Tra le specie da evitare, la prima è senz’altro il Ceratophyllum demersum, sia per il pH acido, sia per la temperatura alta.
Anche il Myriophyllum aquaticum e l’Alternanthera reineckii sono sconsigliate; è noto che non tollerano il caldo per periodi prolungati.
Come mia abitudine, mi sono limitato alle specie più comunemente reperibili.
Gli altri pesci
Innanzitutto, gli abbinamenti di cui parleremo non riguardano l’acquario da riproduzione.
In quel caso, i ramirezi vanno tenuti da soli, perché qualunque pesce può predare le uova o gli avannotti.
Sulla fase riproduttiva, c’è un capitolo più avanti.
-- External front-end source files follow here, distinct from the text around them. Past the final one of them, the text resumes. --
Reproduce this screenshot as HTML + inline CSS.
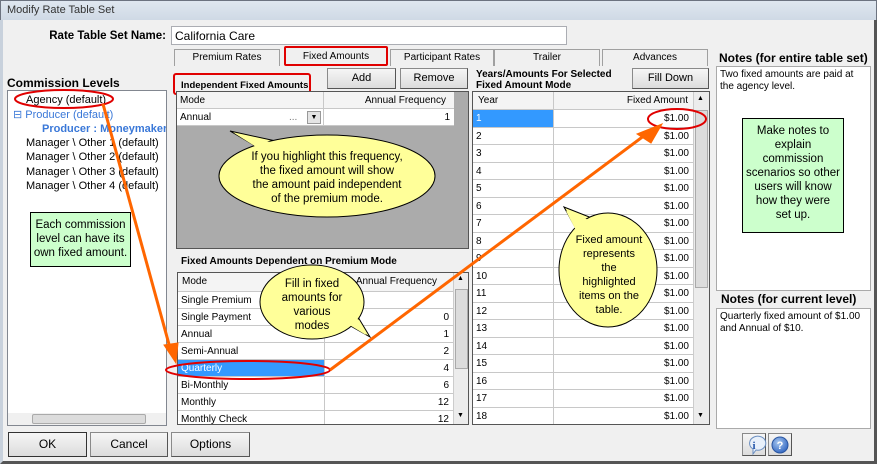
<!DOCTYPE html>
<html><head><meta charset="utf-8"><style>
*{box-sizing:border-box;margin:0;padding:0}
body{width:877px;height:464px;overflow:hidden;background:#f0f0f0;font-family:"Liberation Sans",Arial,sans-serif;font-size:11px;color:#000;position:relative}
.a{position:absolute}
.btn{position:absolute;background:linear-gradient(#f6f6f6,#dcdcdc);border:1px solid #8a8a8a;border-right-color:#555;border-bottom-color:#555;text-align:center;font-size:11px}
.box{position:absolute;background:#fff;border:1px solid #828790}
.b{font-weight:bold}
.tab{position:absolute;top:49px;height:17px;border:1px solid #a0a0a0;border-bottom:none;background:#f0f0f0;text-align:center;line-height:16px;font-size:10px}
.row{position:absolute;left:0;height:17px;border-bottom:1px solid #c8c8c8;font-size:10px;line-height:17px;background:#fff}
.c1{position:absolute;left:3px}
.cr{position:absolute;right:4px}
.hd{background:#f4f4f4;border-bottom:1px solid #c8c8c8}
.sb{position:absolute;background:#ececec;border-left:1px solid #ccc}
.tree div{position:absolute;font-size:11px;white-space:nowrap}
</style></head><body>
<div class="a" style="left:0;top:0;width:877px;height:20px;background:linear-gradient(#dfe7f0,#cfd9e5);border:1px solid #6c7380;border-bottom:none"></div>
<div class="a" style="left:7px;top:4px;font-size:11px;color:#333">Modify Rate Table Set</div>
<div class="a" style="left:0;top:20px;width:877px;height:444px;border:3px solid #c8d1dc;border-top:none;border-right:3px solid #555;border-bottom:3px solid #555"></div>

<div class="a b" style="left:0;width:166px;text-align:right;white-space:nowrap;top:30px;font-size:11.5px">Rate Table Set Name:</div>
<div class="box" style="left:171px;top:26px;width:396px;height:19px;border-color:#abadb3;padding:2px 3px;font-size:12px">California Care</div>

<div class="tab" style="left:174px;width:106px">Premium Rates</div>
<div class="tab" style="left:284px;width:104px;top:46px;height:20px;border:2px solid #e00000;border-radius:2px;line-height:18px">Fixed Amounts</div>
<div class="tab" style="left:390px;width:104px">Participant Rates</div>
<div class="tab" style="left:494px;width:106px">Trailer</div>
<div class="tab" style="left:602px;width:106px">Advances</div>

<div class="a b" style="left:7px;top:76px;font-size:12px">Commission Levels</div>
<div class="box tree" style="left:7px;top:90px;width:160px;height:336px;overflow:hidden">
<div style="left:18px;top:3px">Agency (default)</div>
<div style="left:5px;top:17px;color:#3a78d8">⊟ Producer (default)</div>
<div style="left:34px;top:32px;color:#3a78d8;font-weight:bold">Producer : Moneymaker, C</div>
<div style="left:18px;top:46px">Manager \ Other 1 (default)</div>
<div style="left:18px;top:60px">Manager \ Other 2 (default)</div>
<div style="left:18px;top:75px">Manager \ Other 3 (default)</div>
<div style="left:18px;top:89px">Manager \ Other 4 (default)</div>
<div style="left:0;top:322px;width:158px;height:12px;background:#f0f0f0"></div>
<div style="left:24px;top:323px;width:114px;height:10px;background:#dcdcdc;border:1px solid #aaa;border-radius:2px"></div>
</div>
<div class="a" style="left:30px;top:212px;width:101px;height:55px;background:#ccffcc;border:1px solid #000;text-align:center;font-size:11.5px;line-height:14px;padding-top:5px">Each commission level can have its own fixed amount.</div>

<div class="a b" style="left:173px;top:73px;width:138px;height:22px;border:2px solid #e00000;border-radius:3px;padding:5px 0 0 6px;font-size:9.5px;white-space:nowrap">Independent Fixed Amounts</div>
<div class="btn" style="left:327px;top:68px;width:69px;height:21px;line-height:19px">Add</div>
<div class="btn" style="left:400px;top:68px;width:68px;height:21px;line-height:19px">Remove</div>

<div class="a" style="left:176px;top:91px;width:293px;height:158px;background:#ababab;border:1px solid #555">
<div class="row hd" style="top:0;width:277px"><span class="c1">Mode</span><span class="cr" style="right:8px">Annual Frequency</span></div>
<div class="row" style="top:17px;width:277px"><span class="c1">Annual</span><span class="a" style="left:112px;color:#777">...</span><span class="a" style="left:130px;top:2px;width:14px;height:13px;background:#e4e4e4;border:1px solid #999;font-size:7px;line-height:12px;text-align:center">▼</span><span class="cr">1</span></div>
<div class="a" style="left:146px;top:0;width:1px;height:34px;background:#c8c8c8"></div>
</div>

<div class="a b" style="left:181px;top:256px;font-size:10px">Fixed Amounts Dependent on Premium Mode</div>
<div class="a" style="left:177px;top:272px;width:292px;height:153px;background:#fff;border:1px solid #555;overflow:hidden">
<div class="row hd" style="top:0;width:275px;height:19px"><span class="c1" style="left:4px">Mode</span><span class="cr" style="right:16px">Annual Frequency</span></div>
<div class="row" style="top:19px;width:275px"><span class="c1">Single Premium</span></div>
<div class="row" style="top:36px;width:275px"><span class="c1">Single Payment</span><span class="cr">0</span></div>
<div class="row" style="top:53px;width:275px"><span class="c1">Annual</span><span class="cr">1</span></div>
<div class="row" style="top:70px;width:275px"><span class="c1">Semi-Annual</span><span class="cr">2</span></div>
<div class="row" style="top:87px;width:275px;background:linear-gradient(90deg,#3399ff 0 146px,#fff 146px)"><span class="c1" style="color:#fff">Quarterly</span><span class="cr">4</span></div>
<div class="row" style="top:104px;width:275px"><span class="c1">Bi-Monthly</span><span class="cr">6</span></div>
<div class="row" style="top:121px;width:275px"><span class="c1">Monthly</span><span class="cr">12</span></div>
<div class="row" style="top:138px;width:275px"><span class="c1">Monthly Check</span><span class="cr">12</span></div>
<div class="a" style="left:146px;top:0;width:1px;height:153px;background:#c8c8c8"></div>
<div class="sb" style="left:275px;top:0;width:16px;height:151px"><div class="a" style="top:2px;left:3px;font-size:7px">▲</div><div class="a" style="top:16px;left:1px;width:13px;height:80px;background:#dcdcdc;border:1px solid #aaa"></div><div class="a" style="top:139px;left:3px;font-size:7px">▼</div></div>
</div>

<div class="a b" style="left:476px;top:69px;font-size:10px;line-height:11px">Years/Amounts For Selected<br>Fixed Amount Mode</div>
<div class="btn" style="left:632px;top:68px;width:77px;height:21px;line-height:19px">Fill Down</div>
<div class="a" style="left:472px;top:91px;width:238px;height:334px;background:#fff;border:1px solid #555;overflow:hidden">
<div class="row hd" style="top:0;width:220px;height:18px"><span class="c1" style="left:5px">Year</span><span class="cr" style="right:5px">Fixed Amount</span></div>
<script>
for(var i=1;i<=18;i++){document.write('<div class="row" style="top:'+(18+(i-1)*17.5)+'px;width:220px;height:17.5px;'+(i==1?'background:linear-gradient(90deg,#3399ff 0 80px,#fff 80px)':'')+'"><span class="c1" style="'+(i==1?'color:#fff':'')+'">'+i+'</span><span class="cr">$1.00</span></div>');}
</script>
<div class="a" style="left:80px;top:0;width:1px;height:334px;background:#c8c8c8"></div>
<div class="sb" style="left:220px;top:0;width:16px;height:332px"><div class="a" style="top:3px;left:3px;font-size:7px">▲</div><div class="a" style="top:18px;left:1px;width:13px;height:178px;background:#dcdcdc;border:1px solid #aaa"></div><div class="a" style="top:320px;left:3px;font-size:7px">▼</div></div>
</div>

<div class="a b" style="left:719px;top:51px;font-size:12px">Notes (for entire table set)</div>
<div class="box" style="left:716px;top:66px;width:155px;height:225px;border-color:#aaa;padding:2px 3px;font-size:10px;line-height:12px">Two fixed amounts are paid at the agency level.</div>
<div class="a" style="left:742px;top:118px;width:102px;height:115px;background:#ccffcc;border:1px solid #000;text-align:center;font-size:11.5px;line-height:14px;padding:5px 3px 0">Make notes to<br>explain<br>commission<br>scenarios so other<br>users will know<br>how they were<br>set up.</div>
<div class="a b" style="left:721px;top:292px;font-size:12px">Notes (for current level)</div>
<div class="box" style="left:716px;top:308px;width:155px;height:121px;border-color:#aaa;padding:2px 3px;font-size:10px;line-height:12px">Quarterly fixed amount of $1.00 and Annual of $10.</div>

<div class="btn" style="left:8px;top:432px;width:79px;height:25px;line-height:23px;font-size:12px;border:1px solid #333">OK</div>
<div class="btn" style="left:90px;top:432px;width:78px;height:25px;line-height:23px;font-size:12px">Cancel</div>
<div class="btn" style="left:171px;top:432px;width:79px;height:25px;line-height:23px;font-size:12px">Options</div>
<div class="btn" style="left:742px;top:433px;width:24px;height:23px"></div>
<div class="btn" style="left:768px;top:433px;width:24px;height:23px"></div>

<svg class="a" style="left:0;top:0" width="877" height="464">
<defs><radialGradient id="bl" cx="0.4" cy="0.35" r="0.7"><stop offset="0" stop-color="#a8c8f0"/><stop offset="1" stop-color="#2f64c0"/></radialGradient></defs>
<path d="M754,437 a8,7 0 1 1 2,13 l-3,4 l0,-5 a8,7 0 0 1 1,-12z" fill="#e8f0fa" stroke="#6a8ec0"/>
<text x="754" y="449" font-family="Liberation Serif,serif" font-weight="bold" font-size="11" fill="#2255aa" text-anchor="middle">i</text>
<circle cx="780" cy="445" r="8" fill="url(#bl)" stroke="#2a55a0"/>
<text x="780" y="449" font-family="Liberation Sans,sans-serif" font-weight="bold" font-size="11" fill="#fff" text-anchor="middle">?</text>

<g fill="#ffff99" stroke="#000" stroke-width="1">
<polygon points="230,131 262,150 285,143"/>
<ellipse cx="327" cy="176" rx="108" ry="41"/>
<polygon points="370,337 340,320 355,312"/>
<ellipse cx="312" cy="302" rx="52" ry="37"/>
<polygon points="564,207 580,236 602,222"/>
<ellipse cx="608" cy="270" rx="49" ry="57"/>
</g>
<g fill="#ffff99">
<polygon points="234,133 264,152 282,145"/>
<polygon points="366,335 338,318 353,310"/>
<polygon points="566,211 581,240 599,224"/>
</g>
<g font-family="Liberation Sans, Arial, sans-serif" font-size="11.5" text-anchor="middle">
<text x="327" y="160">If you highlight this frequency,</text>
<text x="327" y="174">the fixed amount will show</text>
<text x="327" y="188">the amount paid independent</text>
<text x="327" y="202">of the premium mode.</text>
<text x="312" y="287">Fill in fixed</text>
<text x="312" y="301">amounts for</text>
<text x="312" y="315">various</text>
<text x="312" y="329">modes</text>
</g>
<g font-family="Liberation Sans, Arial, sans-serif" font-size="11" text-anchor="middle">
<text x="609" y="243">Fixed amount</text>
<text x="609" y="257">represents</text>
<text x="609" y="271">the</text>
<text x="609" y="285">highlighted</text>
<text x="609" y="299">items on the</text>
<text x="609" y="313">table.</text>
</g>
<g fill="none" stroke="#e00000" stroke-width="2">
<ellipse cx="64" cy="99" rx="49" ry="9"/>
<ellipse cx="248" cy="370" rx="82" ry="9"/>
<ellipse cx="677" cy="119" rx="29" ry="10"/>
</g>
<g stroke="#ff6600" stroke-width="3" fill="#ff6600">
<line x1="103" y1="104" x2="170" y2="348"/>
<path d="M164,345 L178,343 L176,363 Z" stroke-width="1"/>
<line x1="330" y1="370" x2="645" y2="135"/>
<path d="M637,134 L651,143 L662,124 Z" stroke-width="1"/>
</g>
</svg>
</body></html>
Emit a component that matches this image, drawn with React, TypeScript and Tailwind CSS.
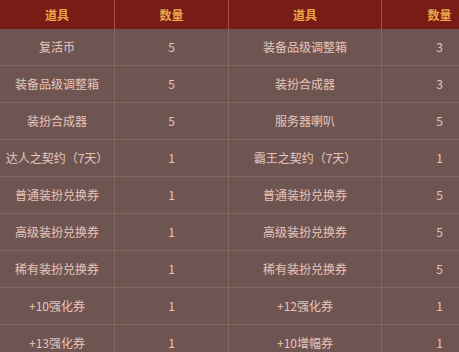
const rows: [string, string, string, string][] = [
    ["复活币", "5", "装备品级调整箱", "3"],
    ["装备品级调整箱", "5", "装扮合成器", "3"],
    ["装扮合成器", "5", "服务器喇叭", "5"],
    ["达人之契约（7天）", "1", "霸王之契约（7天）", "1"],
    ["普通装扮兑换券", "1", "普通装扮兑换券", "5"],
    ["高级装扮兑换券", "1", "高级装扮兑换券", "5"],
    ["稀有装扮兑换券", "1", "稀有装扮兑换券", "5"],
    ["+10强化券", "1", "+12强化券", "1"],
    ["+13强化券", "1", "+10增幅券", "1"],
];

const widths = ["w-[115px]", "w-[114px]", "w-[153px]", "w-[115px]"];

function Cell({ text, index, head }: { text: string; index: number; head?: boolean }) {
    return (
        <div
            className={`${widths[index]} shrink-0 flex items-center justify-center ${
                index < 3 ? (head ? "border-r border-[#a0524a]" : "border-r border-[#8a6560]") : ""
            }`}
        >
            {text}
        </div>
    );
}

export default function App() {
    return (
        <div
            className="w-[459px] h-[352px] overflow-hidden bg-[#6f5551] text-[12px]"
            style={{ fontFamily: '"Noto Sans CJK SC", "Noto Sans", sans-serif' }}
        >
            <div className="w-[497px]">
                <div className="flex h-[29px] bg-[#7a1c16] text-[#eaa64a] font-bold">
                    {["道具", "数量", "道具", "数量"].map((t, i) => (
                        <Cell key={i} text={t} index={i} head />
                    ))}
                </div>
                {rows.map((r, ri) => (
                    <div key={ri} className="flex h-[37px] border-b border-[#8a6560] text-[#e6c5be]">
                        {r.map((t, i) => (
                            <Cell key={i} text={t} index={i} />
                        ))}
                    </div>
                ))}
            </div>
        </div>
    );
}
Se l’acquario ha dimensioni sufficienti, l’abbinamento più consigliato è con un banco di piccoli Caracidi.
Le specie più gettonate sono Pristella maxillaris, Hemigrammus rhodostomus ed i soliti Cardinali (Paracheirodon axelrodi).
Queste tre specie, oltre a essere facilmente reperibili nei negozi, vivono spesso con i ramirezi nei luoghi d’origine.
Gli Otocinclus, invece, sono i più indicati tra i pesci da fondo.
Sconsiglio la convivenza con i Corydoras, per l’inevitabile competizione alimentare che si avrebbe sulle zone sabbiose.
Infine, va assolutamente evitata la convivenza con altri Ciclidi, di qualunque dimensione, oltre che di qualsiasi altra specie dal temperamento aggressivo.
Qualcuno potrebbe dirvi che li ha tenuti insieme agli P. scalare, in acquari piuttosto grandi e con parecchi nascondigli, ma ci sono altre esperienze che ci consigliano di non provarci.